For millennia, the political situation has rendered the most bellicose pages of the Old Testament inoperative. Now that Israel has reconstituted itself as a state and increasingly as a religious state, it can no longer skate round them, just as Muslims cannot ignore the institution of jihad. The first thing that actors not directly involved in this war should do is explaining very clearly where a pure religious conflict leads. Fortunately, some leaders in the region are well aware of it: in recent years, a part of the Arab world has strongly endeavored to find a modus vivendi with Israel. But it has got nothing back in terms of a more human treatment for the Palestinians (let alone the two-state solution, which on the ground has been dead and buried for decades). It was there that Hamas, probably directed by Iran, struck with clearheaded folly, exposing to the eyes of the whole world the fundamental contradiction of a country, Israel, that would like to normalize relations with its neighbors without addressing the problem of the Palestinians—Netanyahu’s great mantra, which collapsed miserably on 7 October.
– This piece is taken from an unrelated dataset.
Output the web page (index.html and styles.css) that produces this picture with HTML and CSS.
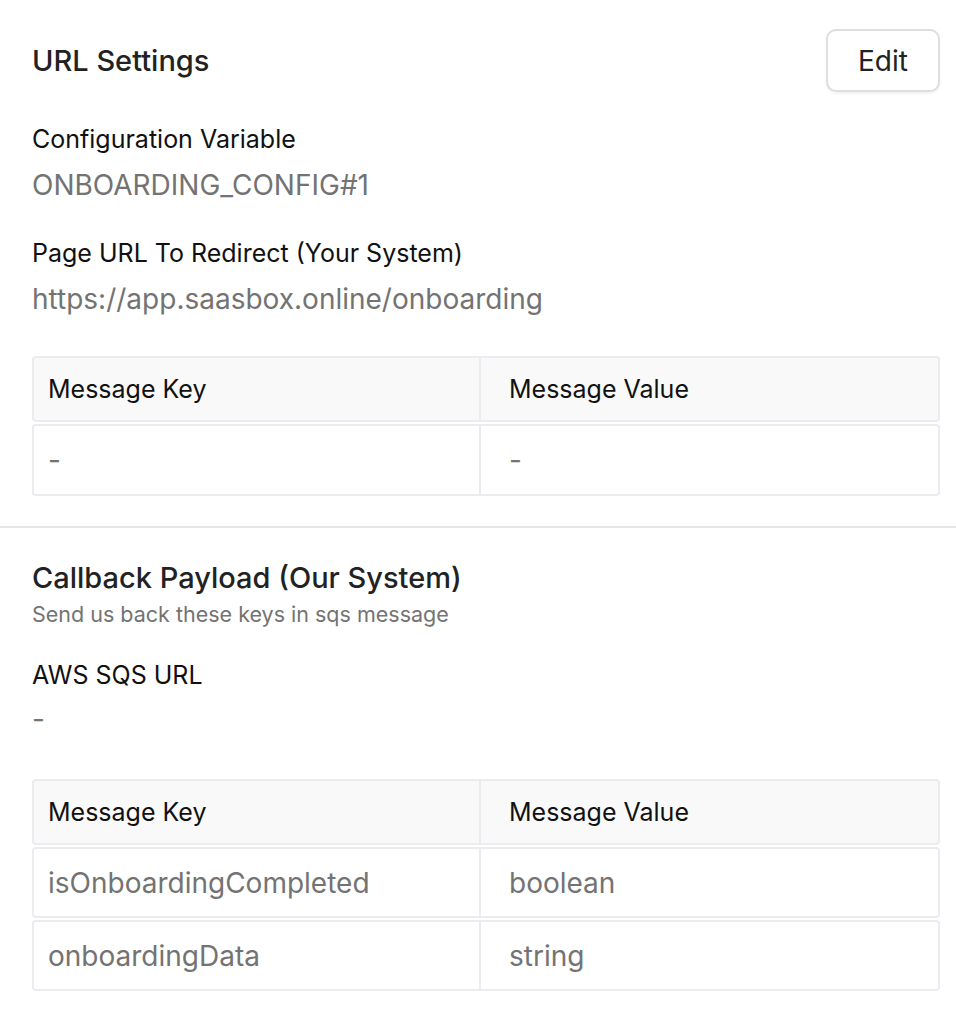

In addition to calling for a rightful, immediate ceasefire in Gaza, Europeans could give the region’s leadership a good book on the Thirty Years’ War. To explain that when the genie is out of the bottle, it takes a long time and a lot of effort to get it back in.
* This article was first written on October 30, in Italian. Rather than trying to update it, I have kept it in its original form. I believe that the main reasons of the Gaza-Israeli war have not changed since. Yet, I cannot but sadly notice that more than one month later, a serious European initiative in favor of a ceasefire in Gaza has yet to materialize.